* start *
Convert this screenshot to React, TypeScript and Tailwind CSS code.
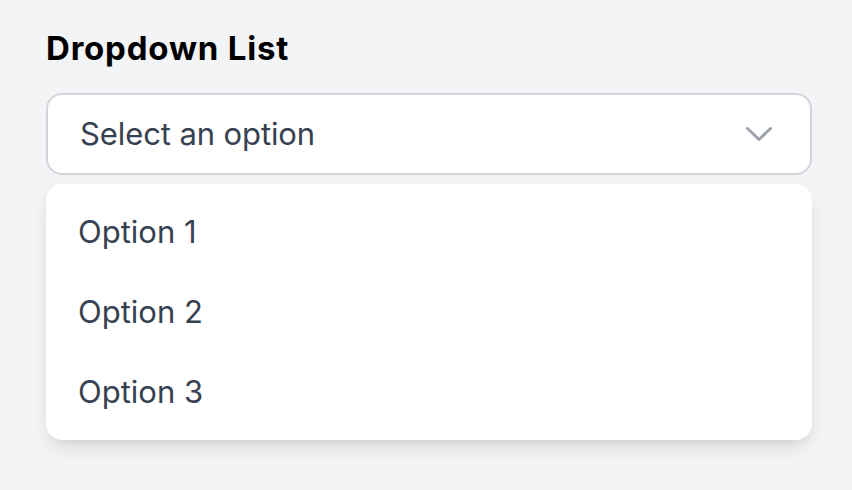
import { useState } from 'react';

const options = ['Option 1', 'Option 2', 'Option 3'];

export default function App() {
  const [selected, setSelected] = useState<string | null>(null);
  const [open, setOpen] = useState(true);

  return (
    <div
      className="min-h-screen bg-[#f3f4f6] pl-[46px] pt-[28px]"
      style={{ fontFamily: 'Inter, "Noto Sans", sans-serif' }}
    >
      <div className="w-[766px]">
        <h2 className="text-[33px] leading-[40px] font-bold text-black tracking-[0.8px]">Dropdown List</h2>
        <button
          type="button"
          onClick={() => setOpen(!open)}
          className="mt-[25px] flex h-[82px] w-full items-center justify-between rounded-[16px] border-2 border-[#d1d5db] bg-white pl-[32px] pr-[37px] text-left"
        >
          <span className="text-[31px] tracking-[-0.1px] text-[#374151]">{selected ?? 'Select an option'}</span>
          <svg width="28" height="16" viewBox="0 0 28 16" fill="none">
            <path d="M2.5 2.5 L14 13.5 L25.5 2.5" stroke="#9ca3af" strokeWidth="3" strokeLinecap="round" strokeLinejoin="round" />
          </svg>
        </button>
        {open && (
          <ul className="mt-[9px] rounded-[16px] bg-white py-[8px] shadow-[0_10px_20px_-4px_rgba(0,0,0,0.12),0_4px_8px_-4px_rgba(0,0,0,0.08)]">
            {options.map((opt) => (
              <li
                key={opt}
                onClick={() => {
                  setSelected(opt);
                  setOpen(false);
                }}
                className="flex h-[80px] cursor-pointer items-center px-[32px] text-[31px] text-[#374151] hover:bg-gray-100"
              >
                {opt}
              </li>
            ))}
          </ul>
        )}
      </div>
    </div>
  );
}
* end *
— WORK REQUIRED —
Restate the whole of the material word for word without the pictures.

— TASK OUTPUT —
Convert this screenshot to React, TypeScript and Tailwind CSS code.
import { useState } from 'react';

const options = ['Option 1', 'Option 2', 'Option 3'];

export default function App() {
  const [selected, setSelected] = useState<string | null>(null);
  const [open, setOpen] = useState(true);

  return (
    <div
      className="min-h-screen bg-[#f3f4f6] pl-[46px] pt-[28px]"
      style={{ fontFamily: 'Inter, "Noto Sans", sans-serif' }}
    >
      <div className="w-[766px]">
        <h2 className="text-[33px] leading-[40px] font-bold text-black tracking-[0.8px]">Dropdown List</h2>
        <button
          type="button"
          onClick={() => setOpen(!open)}
          className="mt-[25px] flex h-[82px] w-full items-center justify-between rounded-[16px] border-2 border-[#d1d5db] bg-white pl-[32px] pr-[37px] text-left"
        >
          <span className="text-[31px] tracking-[-0.1px] text-[#374151]">{selected ?? 'Select an option'}</span>
          <svg width="28" height="16" viewBox="0 0 28 16" fill="none">
            <path d="M2.5 2.5 L14 13.5 L25.5 2.5" stroke="#9ca3af" strokeWidth="3" strokeLinecap="round" strokeLinejoin="round" />
          </svg>
        </button>
        {open && (
          <ul className="mt-[9px] rounded-[16px] bg-white py-[8px] shadow-[0_10px_20px_-4px_rgba(0,0,0,0.12),0_4px_8px_-4px_rgba(0,0,0,0.08)]">
            {options.map((opt) => (
              <li
                key={opt}
                onClick={() => {
                  setSelected(opt);
                  setOpen(false);
                }}
                className="flex h-[80px] cursor-pointer items-center px-[32px] text-[31px] text-[#374151] hover:bg-gray-100"
              >
                {opt}
              </li>
            ))}
          </ul>
        )}
      </div>
    </div>
  );
}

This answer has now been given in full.